Course marketplace and LMS differ in several aspects, including purpose, control, ownership, feature set, course creation, and cost.
Here’s how both fare in these aspects:
- Purpose – The primary difference is that a course marketplace caters to individual instructors creating and selling courses. On the other hand, LMS manages and delivers content to large organizations.
- Control and ownership – Branding and ownership are limited in the course marketplace; creators are subjected to platform policies. Instructors have complete ownership over their courses in LMS.
- Feature set – The features of the course marketplace focus on course creation, discoverability, and payment. LMSs are feature-rich and extend beyond course creation & delivery. This includes reporting, analytics, and compliance tracking.

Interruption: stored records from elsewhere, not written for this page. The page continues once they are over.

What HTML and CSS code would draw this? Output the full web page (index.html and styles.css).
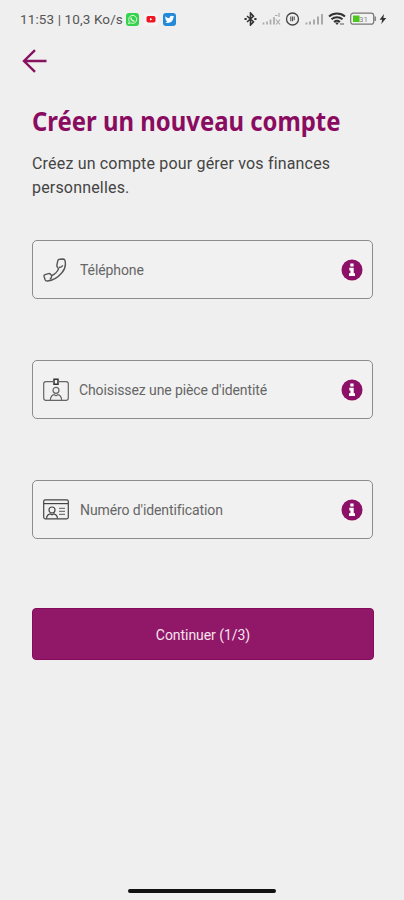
FILE: index.html
```
<!DOCTYPE html>
<html lang="fr">
<head>
  <meta charset="UTF-8">
  <meta name="viewport" content="width=device-width, initial-scale=1.0">
  <title>Créer un nouveau compte</title>
  <link rel="stylesheet" href="styles.css">
</head>

<body>
  <div class="statusbar">
    <span class="time">11:53 | 10,3 Ko/s</span>
    <div class="apps">
      <svg width="13" height="13" viewBox="0 0 13 13">
        <rect width="13" height="13" rx="3" fill="#35d24b"/>
        <path d="M2.5 10.6l.7-2.3A4 4 0 1 1 4.800 9.900z" fill="none" stroke="#d9f8dc" stroke-width="1"/>
        <path d="M5 4.400c0 2 1.400 3.500 3.500 3.800" fill="none" stroke="#d9f8dc" stroke-width="1.500"/>
      </svg>
      <svg width="14" height="13" viewBox="0 0 14 13">
        <rect width="14" height="13" rx="3" fill="#f5f4f4"/>
        <rect x="2.500" y="3" width="9" height="6.500" rx="1.800" fill="#f01520"/>
        <path d="M6 4.900v2.700l2.500-1.350z" fill="#fff"/>
      </svg>
      <svg width="13" height="13" viewBox="0 0 13 13">
        <rect width="13" height="13" rx="3" fill="#2389d9"/>
        <path d="M2.300 3.300c1.200 1.300 2.500 2 4.200 2 -.2-2.600 2.500-3.200 3.500-2l1.200-.4-.8 1.400c0 4.600-4.500 7-8.200 5l2.200-.8c-1.500-.5-2.200-2.500-2.100-5.200z" fill="#fff"/>
      </svg>
    </div>
    <div class="system">
      <svg width="13" height="14" viewBox="0 0 13 14">
        <path d="M3 4l6.500 5.700L6.500 13V1l3 3.300L3 10" fill="none" stroke="#333" stroke-width="1.600"/>
        <path d="M.5 7h2.200M10.300 7h2.200" stroke="#333" stroke-width="2"/>
      </svg>
      <svg class="signal" width="19" height="14" viewBox="0 0 19 14">
        <path d="M1.500 10.500v2M5 9.500v3M8.500 7.500v5M12 5v7.500" stroke="#aaa" stroke-width="1.700"/>
        <path d="M13 3.500h2.500M17 1v4M14 7.500l4 5M18 7.500l-4 5" stroke="#aaa" stroke-width="1.200"/>
      </svg>
      <svg width="15" height="14" viewBox="0 0 15 14">
        <circle cx="7.500" cy="7" r="6" fill="none" stroke="#444" stroke-width="1.300"/>
        <path d="M5.800 4.500v4.700M7.500 4.500v4.700M9.200 4.500v3.700" stroke="#555" stroke-width="1.100"/>
      </svg>
      <svg class="signal" width="19" height="14" viewBox="0 0 19 14">
        <path d="M1.500 10.500v2M5 9.500v3M9 7.500v5M13 4.500v8M17 2v10.500" stroke="#aaa" stroke-width="2"/>
      </svg>
      <svg class="wifi" width="18" height="14" viewBox="0 0 18 14">
        <path d="M1 4.500c4.500-4 11.500-4 16 0M3.500 7.300c3.200-2.800 7.800-2.800 11 0M6 10c2-1.600 4-1.600 6 0" fill="none" stroke="#333" stroke-width="1.900"/>
        <path d="M7 10.500h4L9 13z" fill="#333"/>
        <path d="M12 12h4" stroke="#888" stroke-width="1.500"/>
      </svg>
      <svg class="battery" width="27" height="14" viewBox="0 0 27 14">
        <rect x=".7" y="1.200" width="23" height="11" rx="2.500" fill="#f2f2f2" stroke="#777" stroke-width="1.200"/>
        <path d="M25.200 4.500v4.500" stroke="#888" stroke-width="1.700"/>
        <rect x="3" y="3.500" width="6.500" height="6.500" fill="#4bc91b"/>
        <text x="9" y="9.800" class="level">31</text>
      </svg>
      <svg width="8" height="14" viewBox="0 0 8 14">
        <path d="M5 2L.6 7.700h2.600L2.300 12l5-6H4.400z" fill="#333"/>
      </svg>
    </div>
  </div>

  <a class="back" href="#">
    <svg width="26" height="26" viewBox="0 0 26 26">
      <path d="M13 2.200L2 13l11 10.800M2 13h22.500" fill="none" stroke="#87125f" stroke-width="2.400"/>
    </svg>
  </a>

  <div class="content">
    <h1><span>Créer un nouveau compte</span></h1>
    <p class="intro">Créez un compte pour gérer vos finances personnelles.</p>

    <div class="field phone">
      <svg class="icon" width="26" height="26" viewBox="0 0 26 26">
        <g fill="none" stroke="#555" stroke-width="1.400" stroke-linejoin="round">
          <path d="M16.800 2.300l3.400-.3q1.300 0 1.700 1.200c1.200 4.500.1 9-3 12.600-3.800 4.500-9 7.800-14.500 8.200q-1.800.1-2.300-1.300l-1-3.200q-.4-1.400.9-1.800l3.600-1.100q1.200-.3 1.900.6l1.200 1.400c3-1.200 5.600-3.700 6.900-6.800l-1.200-1.600q-.7-.9-.5-2l.9-4.600q.3-1.200 2-1.300z"/>
          <path d="M16 10.500l2.300-.7q1.200-.4 1.300-1.500M8.700 18.600l-.4 2.200q-.3 1.100-1.500 1.400"/>
        </g>
      </svg>
      <span class="label">Téléphone</span>
      <svg class="info" width="22" height="22" viewBox="0 0 22 22">
        <circle cx="11" cy="11" r="10.500"/>
        <path d="M9.300 4.500h3.300v3H9.300zM8.300 8.800h4.400v5.400H14V17H8v-2.800h1.400v-2.700H8.300z"/>
      </svg>
    </div>

    <div class="field piece">
      <svg class="icon" width="26" height="26" viewBox="0 0 26 26">
        <g fill="none" stroke="#666" stroke-width="1.200">
          <path d="M10 4.700H2.800Q.7 4.700.7 6.800v14.300q0 2.200 2.100 2.200h20.400q2.100 0 2.100-2.200V6.800q0-2.100-2.100-2.100H16"/>
          <circle cx="13" cy="13.300" r="3"/>
          <path d="M7.300 23.300c.2-3.700 1.800-5.200 3.700-5.700l2 1.200 2-1.200c1.900.5 3.500 2 3.700 5.700"/>
        </g>
        <path d="M11 2.200h4v5h-4z" fill="none" stroke="#333" stroke-width="1.500"/>
      </svg>
      <span class="label">Choisissez une pièce d'identité</span>
      <svg class="info" width="22" height="22" viewBox="0 0 22 22">
        <circle cx="11" cy="11" r="10.500"/>
        <path d="M9.300 4.500h3.300v3H9.300zM8.300 8.800h4.400v5.400H14V17H8v-2.800h1.400v-2.700H8.300z"/>
      </svg>
    </div>

    <div class="field numero">
      <svg class="icon" width="26" height="26" viewBox="0 0 26 26">
        <g fill="none" stroke="#444" stroke-width="1.200">
          <rect x=".7" y="2.800" width="24.600" height="19" rx="1.500"/>
          <path d="M1 6.600h24"/>
          <circle cx="9" cy="13" r="3"/>
          <path d="M3.500 21.600c.1-3.200 1.700-4.300 3.700-4.800l1.800 1 1.800-1c2 .5 3.600 1.600 3.700 4.800"/>
          <path d="M16 11.300h6M16 14.300h6M16 17.300h6" stroke="#777"/>
        </g>
      </svg>
      <span class="label">Numéro d'identification</span>
      <svg class="info" width="22" height="22" viewBox="0 0 22 22">
        <circle cx="11" cy="11" r="10.500"/>
        <path d="M9.300 4.500h3.300v3H9.300zM8.300 8.800h4.400v5.400H14V17H8v-2.800h1.400v-2.700H8.300z"/>
      </svg>
    </div>

    <button class="next" type="button">Continuer (1/3)</button>
  </div>

  <div class="homebar"></div>
</body>

</html>
```

FILE: styles.css
```
* {
  box-sizing: border-box;
}

body {
  margin: 0;
  height: 900px;
  display: flex;
  flex-direction: column;
  background-color: #efefef;
  font-family: Roboto, "Liberation Sans", sans-serif;
  color: #444;
}

svg {
  display: block;
  flex: none;
}

.statusbar {
  display: flex;
  align-items: center;
  height: 38px;
  padding: 0 17px 0 20px;
}

.time {
  width: 106px;
  font-size: 13.5px;
  letter-spacing: 0.12px;
  white-space: nowrap;
  color: #555;
}

.apps {
  display: flex;
  gap: 5px;
}

.system {
  display: flex;
  margin-left: auto;
}

.signal {
  margin: 0 4px 0 5px;
}

.wifi {
  margin-right: 4px;
}

.battery {
  margin-right: 2px;
}

.level {
  font-size: 8px;
  fill: #888;
}

.back {
  width: 26px;
  margin: 10px 0 0 22px;
}

.content {
  padding: 30px 30px 0 32px;
}

h1 {
  margin: 0;
  font-family: "Noto Sans", sans-serif;
  font-size: 26px;
  font-weight: 700;
  line-height: 34px;
  white-space: nowrap;
  color: #8a0c60;
}

h1 span {
  display: inline-block;
  transform: scaleX(0.919);
  transform-origin: left;
}

.intro {
  width: 310px;
  margin: 14px 0 40px;
  font-size: 16px;
  line-height: 24px;
  letter-spacing: 0.18px;
}

.field {
  display: flex;
  align-items: center;
  width: 341px;
  height: 59px;
  margin-bottom: 61px;
  padding: 0 9px 0 10px;
  border: 1px solid #8c8c8c;
  border-radius: 5px;
  background-color: #f1f1f1;
}

.label {
  flex: 1;
  margin-left: 11px;
  padding-top: 1px;
  font-size: 14px;
  letter-spacing: -0.1px;
  color: #666;
}

.piece .label {
  margin-left: 10px;
}

.info circle {
  fill: #8c1065;
}

.info path {
  fill: #fff;
}

.next {
  display: block;
  width: 342px;
  height: 52px;
  margin-top: 69px;
  padding-top: 3px;
  border: 1px solid #850c5c;
  border-radius: 4px;
  background-color: #911768;
  font-family: inherit;
  font-size: 14px;
  letter-spacing: -0.05px;
  color: #f5e4ef;
}

.homebar {
  width: 148px;
  height: 4px;
  margin: auto auto 7px 128px;
  border-radius: 2px;
  background-color: #111;
}
```
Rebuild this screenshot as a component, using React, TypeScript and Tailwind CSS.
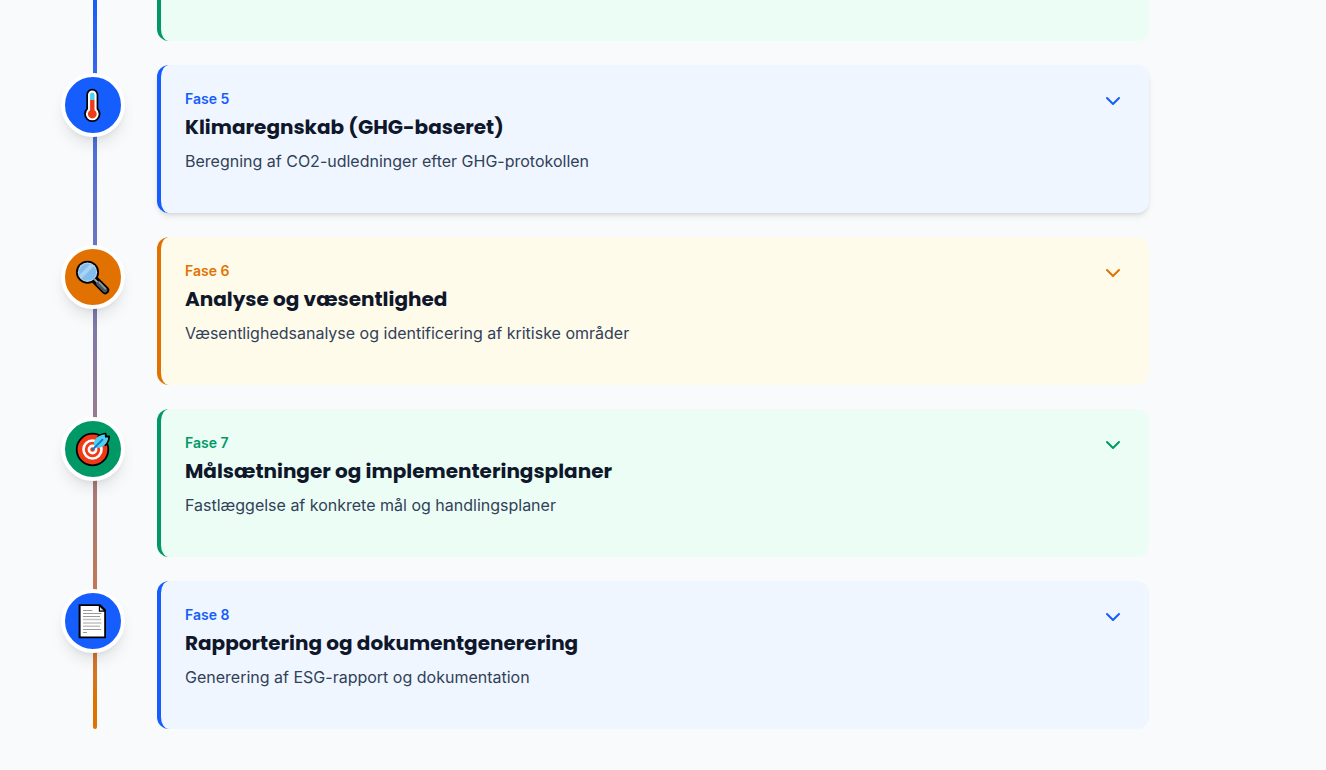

- Cost – Course marketplaces offer low-cost course creation, while LMS involves a high initial setup cost.
2. What are the disadvantages of using LMS?
The high initial setup cost, technical complexities, and steep learning curve are the downsides of LMS.
3. Which is the best platform for selling courses?
Popular course marketplaces include Udemy, Coursera, EdX, and SaaS platforms like Kajabi. Thinkific is best for selling online courses.